## begin DATA EXCERPT

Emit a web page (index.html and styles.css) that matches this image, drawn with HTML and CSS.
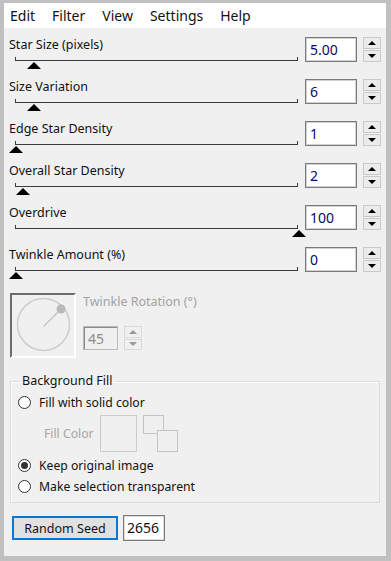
FILE: index.html
```html
<!DOCTYPE html>
<html lang="en">
<head>
    <meta charset="UTF-8">
    <title>Star Field</title>
    <link rel="stylesheet" href="styles.css">
</head>
<body>
    <div class="window">
        <div class="menubar">
            <span class="menu-item">Edit</span>
            <span class="menu-item">Filter</span>
            <span class="menu-item">View</span>
            <span class="menu-item">Settings</span>
            <span class="menu-item">Help</span>
        </div>

        <div class="panel">
            <div class="param">
                <div class="param-left">
                    <div class="label">Star Size (pixels)</div>
                    <div class="slider"><span class="thumb" style="left: 6.2%"></span></div>
                </div>
                <div class="numbox">5.00</div>
                <div class="spinner"><span class="spin-up"></span><span class="spin-down"></span></div>
            </div>
            <div class="param">
                <div class="param-left">
                    <div class="label">Size Variation</div>
                    <div class="slider"><span class="thumb" style="left: 6.2%"></span></div>
                </div>
                <div class="numbox">6</div>
                <div class="spinner"><span class="spin-up"></span><span class="spin-down"></span></div>
            </div>
            <div class="param">
                <div class="param-left">
                    <div class="label">Edge Star Density</div>
                    <div class="slider"><span class="thumb" style="left: 0%"></span></div>
                </div>
                <div class="numbox">1</div>
                <div class="spinner"><span class="spin-up"></span><span class="spin-down"></span></div>
            </div>
            <div class="param">
                <div class="param-left">
                    <div class="label">Overall Star Density</div>
                    <div class="slider"><span class="thumb" style="left: 2.5%"></span></div>
                </div>
                <div class="numbox">2</div>
                <div class="spinner"><span class="spin-up"></span><span class="spin-down"></span></div>
            </div>
            <div class="param">
                <div class="param-left">
                    <div class="label">Overdrive</div>
                    <div class="slider"><span class="thumb" style="left: 100%"></span></div>
                </div>
                <div class="numbox">100</div>
                <div class="spinner"><span class="spin-up"></span><span class="spin-down"></span></div>
            </div>
            <div class="param">
                <div class="param-left">
                    <div class="label">Twinkle Amount (%)</div>
                    <div class="slider"><span class="thumb" style="left: 0%"></span></div>
                </div>
                <div class="numbox">0</div>
                <div class="spinner"><span class="spin-up"></span><span class="spin-down"></span></div>
            </div>

            <div class="twinkle">
                <div class="dial">
                    <svg width="62" height="61" viewBox="0 0 62 61">
                        <circle cx="31.5" cy="29.5" r="26" fill="none" stroke="#cdcdcd" stroke-width="1.5"/>
                        <line x1="31.5" y1="31.5" x2="49" y2="14" stroke="#c4c4c4" stroke-width="1.5"/>
                        <circle cx="49" cy="14" r="4.5" fill="#b9b9b9"/>
                    </svg>
                </div>
                <div class="twinkle-right">
                    <div class="label disabled">Twinkle Rotation (°)</div>
                    <div class="twinkle-input">
                        <div class="numbox small disabled">45</div>
                        <div class="spinner small disabled"><span class="spin-up"></span><span class="spin-down"></span></div>
                    </div>
                </div>
            </div>

            <fieldset class="group">
                <legend class="group-title">Background Fill</legend>
                <div class="radio-row first"><span class="radio"></span>Fill with solid color</div>
                <div class="fill-row">
                    <span class="fill-label">Fill Color</span>
                    <span class="swatch"></span>
                    <span class="swap">
                        <span class="swap-back"></span>
                        <span class="swap-front"></span>
                    </span>
                </div>
                <div class="radio-row"><span class="radio checked"></span>Keep original image</div>
                <div class="radio-row"><span class="radio"></span>Make selection transparent</div>
            </fieldset>

            <div class="seed-row">
                <button class="seed-button">Random Seed</button>
                <div class="seed-box">2656</div>
            </div>
        </div>
    </div>
</body>
</html>
```

FILE: styles.css
```css
html, body {
    margin: 0;
    padding: 0;
}

body {
    background: #bfbfbf;
    font-family: "Noto Sans", "Open Sans", sans-serif;
    font-size: 12px;
    color: #111;
}

.window {
    width: 382px;
    height: 553px;
    border-style: solid;
    border-color: #c0c0c0;
    border-width: 3px 5px 5px 4px;
    background: #f0f0f0;
    display: flex;
    flex-direction: column;
}

.menubar {
    height: 25px;
    background: #fff;
    display: flex;
    align-items: center;
    gap: 17px;
    padding-left: 6px;
    font-size: 14px;
}

.panel {
    flex: 1;
    padding: 4px 6px 0 5px;
}

.param {
    height: 42px;
    display: grid;
    grid-template-columns: 289px 52px 17px;
    column-gap: 7px;
    align-items: start;
}

.param .spinner {
    margin-left: -1px;
}

.label {
    line-height: 16px;
    margin-top: 5px;
    white-space: nowrap;
    font-size: 12.5px;
}

.label.disabled {
    color: #a3a3a3;
}

.slider {
    position: relative;
    height: 14px;
    margin-left: 6px;
}

/* track with the two end ticks pointing up */
.slider::before {
    content: "";
    position: absolute;
    left: 0;
    right: 0;
    top: 4px;
    height: 3px;
    border-bottom: 1px solid #3c3c3c;
    border-left: 1px solid #3c3c3c;
    border-right: 1px solid #3c3c3c;
}

.thumb {
    position: absolute;
    top: 9px;
    width: 0;
    height: 0;
    margin-left: -6px;
    border-left: 7px solid transparent;
    border-right: 7px solid transparent;
    border-bottom: 7px solid #000;
}

.numbox {
    margin-top: 5px;
    height: 25px;
    box-sizing: border-box;
    border: 1px solid #7a7a7a;
    box-shadow: inset 0 0 0 1px #d2d2d2, inset 1px 1px 0 2px #fff;
    background: #fff;
    padding: 2px 0 0 4px;
    font-size: 14px;
    line-height: 19px;
    color: #0a0a6a;
}

.spinner {
    margin-top: 5px;
    height: 25px;
    display: flex;
    flex-direction: column;
    gap: 1px;
}

.spin-up,
.spin-down {
    flex: 1;
    box-sizing: border-box;
    border: 1px solid #c9c9c9;
    background: #ececec;
    display: flex;
    align-items: center;
    justify-content: center;
}

.spin-up::after,
.spin-down::after {
    content: "";
    width: 0;
    height: 0;
    border-left: 4px solid transparent;
    border-right: 4px solid transparent;
}

.spin-up::after {
    border-bottom: 4px solid #000;
}

.spin-down::after {
    border-top: 4px solid #000;
}

.spinner.disabled .spin-up::after {
    border-bottom-color: #9a9a9a;
}

.spinner.disabled .spin-down::after {
    border-top-color: #9a9a9a;
}

.twinkle {
    display: flex;
    margin: 9px 0 0 1px;
    gap: 7px;
}

.dial {
    width: 66px;
    height: 65px;
    box-sizing: border-box;
    border-top: 2px solid #6c6c6c;
    border-left: 2px solid #6c6c6c;
    border-right: 2px solid #fff;
    border-bottom: 2px solid #fff;
}

.dial svg {
    display: block;
}

.twinkle-right .label {
    margin-top: 1px;
}

.twinkle-input {
    display: flex;
    gap: 6px;
    margin-top: 16px;
}

.numbox.small {
    margin-top: 0;
    width: 35px;
    height: 24px;
    color: #8c8c8c;
    border-color: #b9b9b9;
    box-shadow: inset 1px 1px 0 0 #8a8a8a;
}

.numbox.disabled {
    background: #f0f0f0;
}

.spinner.small {
    margin-top: 0;
    width: 18px;
    height: 24px;
}

.spinner.disabled .spin-up,
.spinner.disabled .spin-down {
    border-color: #dadada;
    background: #f0f0f0;
}

.group {
    margin: 15px 0 0 1px;
    width: 370px;
    box-sizing: border-box;
    border: 1px solid #dcdcdc;
    box-shadow: inset 1px 1px 0 #fff;
    padding: 0 0 5px 7px;
}

.group-title {
    padding: 0 2px;
    margin-left: 2px;
    line-height: 16px;
    font-size: 12.5px;
}

.radio-row {
    height: 21px;
    display: flex;
    align-items: center;
    gap: 8px;
    font-size: 12.2px;
}

.radio-row.first {
    margin-top: 3px;
}

.radio {
    width: 13px;
    height: 13px;
    box-sizing: border-box;
    border: 1px solid #333;
    border-radius: 50%;
    background: #fff;
    display: flex;
    align-items: center;
    justify-content: center;
}

.radio.checked::after {
    content: "";
    width: 7px;
    height: 7px;
    border-radius: 50%;
    background: #333;
}

.fill-row {
    height: 37px;
    margin: 2px 0 3px 26px;
    display: flex;
    align-items: center;
    font-size: 12.2px;
}

.fill-label {
    color: #a5a5a5;
    width: 56px;
}

.swatch {
    width: 37px;
    height: 37px;
    box-sizing: border-box;
    border: 1px solid #cdcdcd;
}

.swap {
    position: relative;
    width: 35px;
    height: 37px;
    margin-left: 6px;
}

.swap-back,
.swap-front {
    position: absolute;
    box-sizing: border-box;
    border: 1px solid #c4c4c4;
    background: #f0f0f0;
}

.swap-back {
    left: 0;
    top: 0;
    width: 21px;
    height: 19px;
}

.swap-front {
    left: 14px;
    top: 15px;
    width: 21px;
    height: 22px;
}

.seed-row {
    display: flex;
    align-items: center;
    gap: 5px;
    margin: 12px 0 0 3px;
}

.seed-button {
    width: 106px;
    height: 24px;
    box-sizing: border-box;
    border: 2px solid #0078d7;
    background: #e1e1e1;
    font-family: inherit;
    font-size: 12.5px;
    color: #111;
    padding: 0;
}

.seed-box {
    width: 42px;
    height: 26px;
    box-sizing: border-box;
    border: 1px solid #7a7a7a;
    box-shadow: inset 0 0 0 1px #dcdcdc;
    background: #fff;
    padding: 3px 0 0 3px;
    font-size: 14px;
    line-height: 18px;
}
```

## end DATA EXCERPT

### WRITTEN TASK
Look for the word "index" in every line of the listing and copy the lines that have it.

### SOLVED EXERCISE
Emit a web page (index.html and styles.css) that matches this image, drawn with HTML and CSS.
FILE: index.html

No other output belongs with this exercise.